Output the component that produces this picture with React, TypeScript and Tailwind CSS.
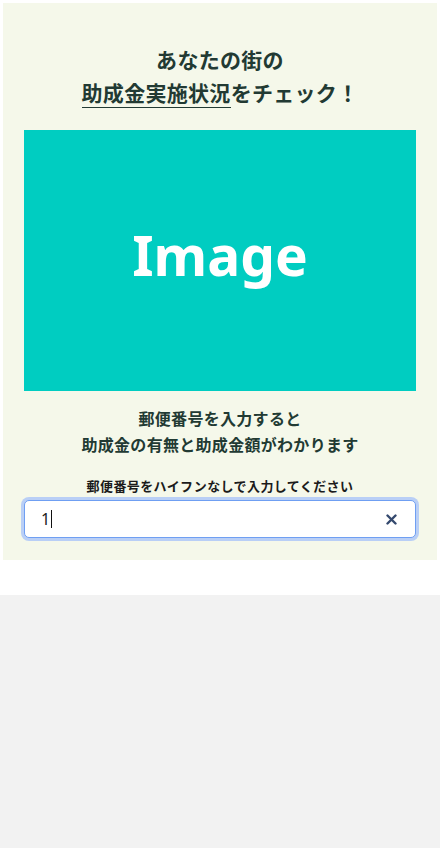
import React from "react";

export default function App() {
  const jp = { fontFamily: '"Noto Sans CJK JP", "Noto Sans", sans-serif' };
  return (
    <div className="w-[440px] min-h-[848px] bg-white flex flex-col" style={jp}>
      <div className="mx-[3px] mt-[3px] h-[557px] bg-[#f5f8ea] px-[21px] pt-[40px] flex flex-col items-center">
        <h1 className="text-[21px] leading-[33px] font-bold text-[#223a33] text-center tracking-[0.3px]">
          あなたの街の
          <br />
          <span className="border-b-[1.5px] border-[#223a33] pb-[0px]">助成金実施状況</span>をチェック！
        </h1>
        <div className="mt-[21px] w-[392px] h-[261px] bg-[#00cdc1] flex items-center justify-center pb-[12px]">
          <span
            className="text-white text-[55px] font-bold leading-none"
            style={{ fontFamily: '"Noto Sans", "Open Sans", sans-serif' }}
          >
            Image
          </span>
        </div>
        <p className="mt-[14px] text-[16px] leading-[26px] font-bold text-[#223a33] text-center tracking-[0.3px]">
          郵便番号を入力すると
          <br />
          助成金の有無と助成金額がわかります
        </p>
        <p className="mt-[19px] text-[13px] leading-[20px] font-bold text-[#1b1b1b] text-center tracking-[0.4px]">
          郵便番号をハイフンなしで入力してください
        </p>
        <div className="mt-[4px] w-[392px] h-[38px] rounded-[5px] bg-white border border-[#6f9ff2] ring-[3px] ring-[#b9cff6] flex items-center pl-[16px] pr-[16px]">
          <span className="text-[16px] text-[#222] leading-none" style={{ fontFamily: '"Noto Sans", sans-serif' }}>
            1
          </span>
          <span className="ml-[1px] w-[1px] h-[18px] bg-[#111]" />
          <span className="ml-auto flex items-center justify-center w-[16px] h-[16px]">
            <svg width="11" height="11" viewBox="0 0 11 11">
              <path d="M1.5 1.5 L9.5 9.5 M9.5 1.5 L1.5 9.5" stroke="#34496e" strokeWidth="2.4" strokeLinecap="round" />
            </svg>
          </span>
        </div>
      </div>
      <div className="h-[35px] bg-white" />
      <div className="flex-1 bg-[#f2f2f2]" />
    </div>
  );
}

--- --- ---

§ What is being asked
Repeat the listing above from its first line through the line that contains "import React from", both included, and nothing more. Drop the pictures.

§ Reply
Output the component that produces this picture with React, TypeScript and Tailwind CSS.
import React from "react";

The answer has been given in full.